#### Set task
Within the listing below, locate all lines containing the word "this". Copy each one.

#### Entries
— begin —
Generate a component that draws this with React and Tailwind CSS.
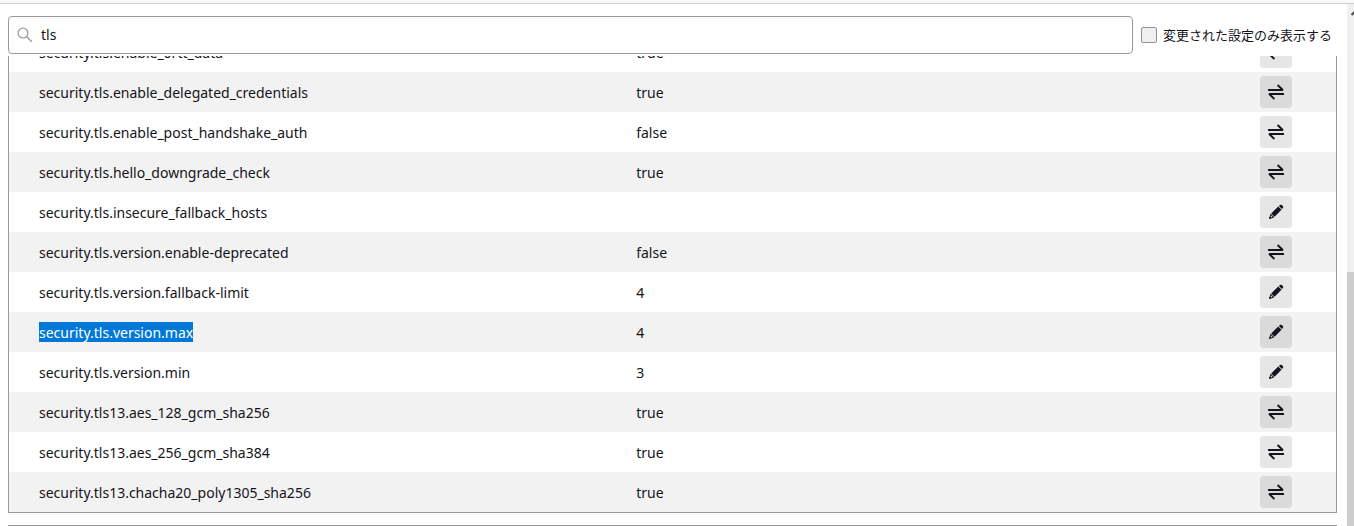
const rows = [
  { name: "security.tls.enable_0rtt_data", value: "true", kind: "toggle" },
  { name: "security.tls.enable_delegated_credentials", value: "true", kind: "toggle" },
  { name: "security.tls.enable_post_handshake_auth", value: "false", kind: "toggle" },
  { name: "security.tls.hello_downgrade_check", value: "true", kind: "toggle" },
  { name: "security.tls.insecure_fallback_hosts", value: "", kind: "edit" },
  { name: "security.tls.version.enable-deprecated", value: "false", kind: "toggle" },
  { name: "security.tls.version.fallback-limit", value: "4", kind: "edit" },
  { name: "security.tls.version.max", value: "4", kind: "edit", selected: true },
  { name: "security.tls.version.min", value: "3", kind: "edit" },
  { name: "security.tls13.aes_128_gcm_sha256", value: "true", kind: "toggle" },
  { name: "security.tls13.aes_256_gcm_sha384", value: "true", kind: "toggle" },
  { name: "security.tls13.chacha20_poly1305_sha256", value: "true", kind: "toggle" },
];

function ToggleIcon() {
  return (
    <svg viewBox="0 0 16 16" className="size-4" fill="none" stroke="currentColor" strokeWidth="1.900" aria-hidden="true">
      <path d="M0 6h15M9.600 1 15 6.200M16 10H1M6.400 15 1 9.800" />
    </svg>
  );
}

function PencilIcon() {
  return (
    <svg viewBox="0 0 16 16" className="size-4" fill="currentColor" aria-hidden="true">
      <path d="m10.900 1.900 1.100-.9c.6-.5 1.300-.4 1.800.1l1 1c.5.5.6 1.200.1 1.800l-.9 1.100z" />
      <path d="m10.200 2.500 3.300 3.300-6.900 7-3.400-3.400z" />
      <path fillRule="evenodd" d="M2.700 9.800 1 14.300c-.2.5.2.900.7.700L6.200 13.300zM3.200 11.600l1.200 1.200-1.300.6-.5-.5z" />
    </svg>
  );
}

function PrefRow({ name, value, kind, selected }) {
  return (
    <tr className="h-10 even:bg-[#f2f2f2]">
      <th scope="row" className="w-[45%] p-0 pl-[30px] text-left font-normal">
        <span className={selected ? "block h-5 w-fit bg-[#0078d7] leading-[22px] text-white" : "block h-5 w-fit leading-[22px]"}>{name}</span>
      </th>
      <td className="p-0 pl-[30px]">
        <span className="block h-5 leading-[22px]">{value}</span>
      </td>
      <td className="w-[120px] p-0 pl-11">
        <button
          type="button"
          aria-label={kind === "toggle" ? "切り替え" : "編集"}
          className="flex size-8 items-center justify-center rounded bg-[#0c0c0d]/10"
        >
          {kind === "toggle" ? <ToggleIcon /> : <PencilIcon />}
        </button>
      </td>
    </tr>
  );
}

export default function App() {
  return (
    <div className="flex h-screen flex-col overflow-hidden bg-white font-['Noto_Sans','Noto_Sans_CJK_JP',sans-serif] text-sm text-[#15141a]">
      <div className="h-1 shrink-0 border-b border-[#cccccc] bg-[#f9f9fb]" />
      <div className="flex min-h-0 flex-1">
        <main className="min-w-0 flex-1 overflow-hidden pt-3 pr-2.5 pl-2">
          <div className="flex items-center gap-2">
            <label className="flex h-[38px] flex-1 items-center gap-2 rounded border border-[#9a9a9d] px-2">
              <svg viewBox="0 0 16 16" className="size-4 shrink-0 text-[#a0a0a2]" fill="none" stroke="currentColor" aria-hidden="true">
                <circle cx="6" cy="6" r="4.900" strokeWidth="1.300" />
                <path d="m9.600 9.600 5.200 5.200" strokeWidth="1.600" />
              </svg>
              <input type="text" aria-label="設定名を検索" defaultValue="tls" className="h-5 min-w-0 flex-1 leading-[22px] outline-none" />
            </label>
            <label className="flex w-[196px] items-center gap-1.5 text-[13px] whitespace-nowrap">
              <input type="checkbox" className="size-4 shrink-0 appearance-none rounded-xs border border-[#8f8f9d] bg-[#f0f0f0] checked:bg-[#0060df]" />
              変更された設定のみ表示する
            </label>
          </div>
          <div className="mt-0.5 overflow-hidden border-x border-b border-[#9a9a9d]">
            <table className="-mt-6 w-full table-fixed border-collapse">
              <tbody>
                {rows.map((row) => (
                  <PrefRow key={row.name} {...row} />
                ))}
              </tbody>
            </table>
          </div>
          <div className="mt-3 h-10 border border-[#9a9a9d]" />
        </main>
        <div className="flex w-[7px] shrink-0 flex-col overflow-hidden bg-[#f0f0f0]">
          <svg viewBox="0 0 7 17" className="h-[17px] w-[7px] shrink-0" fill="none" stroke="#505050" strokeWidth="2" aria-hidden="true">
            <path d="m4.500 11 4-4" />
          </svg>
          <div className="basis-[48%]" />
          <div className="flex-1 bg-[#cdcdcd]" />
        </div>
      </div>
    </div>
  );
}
— end —
— begin —
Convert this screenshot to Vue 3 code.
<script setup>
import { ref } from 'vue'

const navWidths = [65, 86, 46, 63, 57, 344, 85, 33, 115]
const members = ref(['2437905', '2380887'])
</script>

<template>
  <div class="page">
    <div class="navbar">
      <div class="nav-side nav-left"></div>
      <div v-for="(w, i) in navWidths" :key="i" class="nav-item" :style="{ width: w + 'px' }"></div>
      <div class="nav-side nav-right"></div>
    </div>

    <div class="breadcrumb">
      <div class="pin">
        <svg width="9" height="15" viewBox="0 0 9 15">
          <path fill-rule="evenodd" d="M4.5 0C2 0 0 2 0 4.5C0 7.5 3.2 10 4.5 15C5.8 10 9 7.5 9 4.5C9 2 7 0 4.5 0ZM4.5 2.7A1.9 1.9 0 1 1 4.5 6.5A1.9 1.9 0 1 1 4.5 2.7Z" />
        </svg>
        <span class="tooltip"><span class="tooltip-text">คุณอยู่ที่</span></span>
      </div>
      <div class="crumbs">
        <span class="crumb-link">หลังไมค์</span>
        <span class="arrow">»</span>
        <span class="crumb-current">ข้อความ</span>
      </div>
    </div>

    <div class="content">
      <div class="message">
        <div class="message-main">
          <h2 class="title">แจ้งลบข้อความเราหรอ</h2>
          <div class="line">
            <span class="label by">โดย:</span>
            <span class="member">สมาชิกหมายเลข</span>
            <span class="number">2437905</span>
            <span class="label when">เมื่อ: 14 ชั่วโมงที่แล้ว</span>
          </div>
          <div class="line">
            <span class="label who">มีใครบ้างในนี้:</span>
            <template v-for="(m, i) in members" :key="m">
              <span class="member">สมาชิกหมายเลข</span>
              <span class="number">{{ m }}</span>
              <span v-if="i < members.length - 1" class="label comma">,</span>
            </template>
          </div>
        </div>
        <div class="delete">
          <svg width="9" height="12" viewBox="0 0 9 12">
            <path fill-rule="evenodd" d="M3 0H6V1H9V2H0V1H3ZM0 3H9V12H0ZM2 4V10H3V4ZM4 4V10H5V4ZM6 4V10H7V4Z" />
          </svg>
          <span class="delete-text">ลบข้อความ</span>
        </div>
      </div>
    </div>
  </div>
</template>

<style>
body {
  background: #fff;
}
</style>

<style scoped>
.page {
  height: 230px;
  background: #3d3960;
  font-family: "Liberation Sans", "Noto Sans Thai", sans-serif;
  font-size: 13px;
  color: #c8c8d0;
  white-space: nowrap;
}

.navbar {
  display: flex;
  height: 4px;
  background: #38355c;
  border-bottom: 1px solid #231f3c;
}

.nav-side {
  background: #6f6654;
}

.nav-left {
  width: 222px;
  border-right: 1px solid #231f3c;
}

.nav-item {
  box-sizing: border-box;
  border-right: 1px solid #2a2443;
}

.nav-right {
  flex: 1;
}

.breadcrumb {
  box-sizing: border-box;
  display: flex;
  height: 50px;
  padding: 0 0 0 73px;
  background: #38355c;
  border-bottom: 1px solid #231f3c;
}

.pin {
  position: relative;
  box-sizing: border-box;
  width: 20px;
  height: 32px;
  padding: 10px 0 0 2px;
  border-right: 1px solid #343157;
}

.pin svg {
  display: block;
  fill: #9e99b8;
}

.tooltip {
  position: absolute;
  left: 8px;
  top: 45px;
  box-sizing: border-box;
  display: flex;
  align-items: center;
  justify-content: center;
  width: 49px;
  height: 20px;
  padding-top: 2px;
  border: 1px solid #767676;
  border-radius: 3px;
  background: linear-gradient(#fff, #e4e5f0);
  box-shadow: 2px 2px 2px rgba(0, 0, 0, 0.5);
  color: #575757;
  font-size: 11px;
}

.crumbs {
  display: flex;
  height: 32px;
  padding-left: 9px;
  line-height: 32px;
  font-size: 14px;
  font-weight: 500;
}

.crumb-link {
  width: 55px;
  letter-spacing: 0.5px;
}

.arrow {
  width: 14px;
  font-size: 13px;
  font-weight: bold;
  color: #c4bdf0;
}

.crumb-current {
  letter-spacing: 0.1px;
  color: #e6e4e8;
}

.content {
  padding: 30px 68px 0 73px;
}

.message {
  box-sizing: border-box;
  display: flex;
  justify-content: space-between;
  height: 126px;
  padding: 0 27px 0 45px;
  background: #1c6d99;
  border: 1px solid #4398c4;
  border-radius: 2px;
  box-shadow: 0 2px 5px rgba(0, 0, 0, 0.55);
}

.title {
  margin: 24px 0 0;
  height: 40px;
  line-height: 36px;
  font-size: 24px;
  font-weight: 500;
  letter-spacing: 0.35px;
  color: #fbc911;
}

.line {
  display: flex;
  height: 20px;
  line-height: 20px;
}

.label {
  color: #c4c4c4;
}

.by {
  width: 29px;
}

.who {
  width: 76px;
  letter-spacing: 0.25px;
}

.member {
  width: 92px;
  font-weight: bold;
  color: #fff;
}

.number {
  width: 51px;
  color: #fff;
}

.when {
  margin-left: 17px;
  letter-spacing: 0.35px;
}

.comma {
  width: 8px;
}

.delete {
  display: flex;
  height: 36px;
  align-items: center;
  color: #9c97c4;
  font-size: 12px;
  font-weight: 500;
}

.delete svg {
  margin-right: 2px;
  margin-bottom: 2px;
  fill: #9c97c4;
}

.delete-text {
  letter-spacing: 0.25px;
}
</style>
— end —
#### Final result
Generate a component that draws this with React and Tailwind CSS.
Convert this screenshot to Vue 3 code.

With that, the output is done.